Let’s go back to those meetings–since there is such a problem with goal alignment, we spend (waste) a lot of time trying to translate performance across functions to understand what’s happening and the linkages. It takes time to understand the reason manufacturing inventories are skyrocketing is they bought to support a new product, yet marketing hasn’t implemented it’s product launch programs and sales is selling the products they always sold, not spending time on the new products. Product management is upset because they aren’t meeting their launch goals and finance just sees expense piling up with no offsetting revenue or orders. Customer service levels are down because they’ve been in training on the new products and focused on addressing those calls while other calls aren’t being handled by a smaller team that is overwhelmed.
It takes a huge amount of time to trace through all these problems, understand how they are connected—-and we haven’t even gotten to the point of talking about what to do, what actions do we have to take to fix the issues. Sometimes, we never do because we are so distracted by trying to connect the dots on the performance issues.
All of this because we aren’t aligned–cross functionally and vertically within our organizations.
Goal Alignment—actually “Interlock” is critical if we are to maximize performance of the organization and each part of the organization.
Interlock has to happen in multiple dimensions.
It has to happen vertically in the organization. The top goals of the Board/CEO/Exec Team have to translate down to the very bottom of the organization. Each functional leader needs to agree with the Executive team how their top goals contribute to the goals of the organization.
In turn, functional execs have to cascade those goals to the managers reporting to them, making sure the goals and priorities of their direct reports are absolutely aligned with their own goals (which are already aligned with the top corporate goals). In turn, those managers cascade it to their direct reports–until everyone in the organization is aligned. The goals at each level are interlocked with the goals of subordinates and goals of their managers. Each person in the organization can then know exactly what they must do to contribute to the overall goals of the organization. They know that not achieving their goals has a ripple effect all the way through the organization to the top.
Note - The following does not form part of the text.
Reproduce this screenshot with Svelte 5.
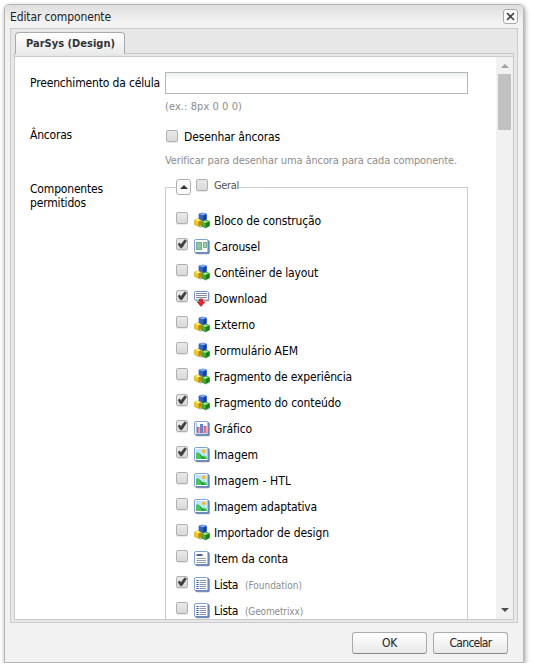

Goal alignment and Interlock has to also work cross functions and departments at each of these levels. Since each function is dependent on many others, we need to make sure our goals are synced across the organization. We have to know who we depend on and who depends on us to meet our goals and commitments.
Going back to the marketing sales discussion I referenced at the top of the post, the goals of marketing weren’t aligned with the goals of sales. Marketing thought they were performing well. All their typical measures showed improvements–but those measures weren’t aligned with sales. Sales complained that lead volumes and call volumes had plummeted. As we dug down into the data, Marketing had a goal for MQLs/SQLs–but sales had a different goal.
While it seems so simple, these disconnects across functions and organizations impact the performance of each function and the organization as a whole.
Finally, we have to be Interlocked across time. One of the greatest examples of the challenge with these disconnects was with a client several years ago. They were launching a major new product category. To support the sale of those new products, sales had decided to hire a specialized sales team–trained killers in that product/solution category. Sales management thought, “We need to have these people hired and onboarded, ready to hit the ground running by the end of Q2.” Likewise, marketing was planning to support the launch with major trade show, conference and media blitzes–starting in early Q2 and ramping rapidly in Q3. They were starting to spend money to support this launch.
Early in Q1, product development ran into a major technology glitch (pardon my use of these very technical terms). They needed to slip product launch from the end of Q2 into early Q1 of the following year.
You can imagine what happened. Dozens of sales people had been hired–with nothing to do. Most got frustrated and left for other jobs. Marketing had spent hundreds of thousands preparing for the launch. In total, 10’s of millions were spent. Furthermore, sales had a gaping hole in their revenue plan. They had committed millions in revenue from the new product–now none of that would be achieved in the current fiscal year. (Fortunately, they got relief from that.)
While this example is extreme, we see huge disconnects in timing of performance commitments across functions in the organization. Again, the ripple effect is profound.
So things change–stuff happens. But as these shifts across time happens, it’s critical that we reset expectations and realign across and up/down the organization.
All of this leads to 1000’s of person hours of wasted time, millions of wasted spending/lost productivity, and 10’s of millions of lost opportunity. Add on the frustration, confusion, and in-fighting across and up and down organizations.
Goal alignment—strong Interlock—up and down, across functions, and across time is critical in maximizing organizational and individual performance.
It sounds like it can be overwhelming–it does take time, and more importantly attention to detail at all levels of management. But not doing this is even more overwhelming or devastating in terms of lost time, productivity, opportunity–and possibly missed customer commitments.
As a side note, there are an emerging category of tools that help organizations manage, align, measure, track goal alignment across and up/down the organization. One of my favorites is Khorus–I’m seeing it have a tremendous impact with several of my clients.
Postscript: The concept of goal alignment and interlock extends to our customers, partners (channel/supply chain) and others as well. I’ll be writing about this in the future.
Steve Ryder says
Yet another great article Dave. We’re trying very hard to align with our customers rather than focussing solely on our goals. It is not easy and takes a lot of time and effort, but the results will be come and we are starting to see these big improvements.
Thanks
David Brock says
Steve, thanks for the comment. We need to focus on aligning internally first–if we get very effective at that, then aligning with customers and supply chain partners becomes much easier. I’ve seen too many cases where sales may be very aligned with customers–but comes into conflict with other internal players.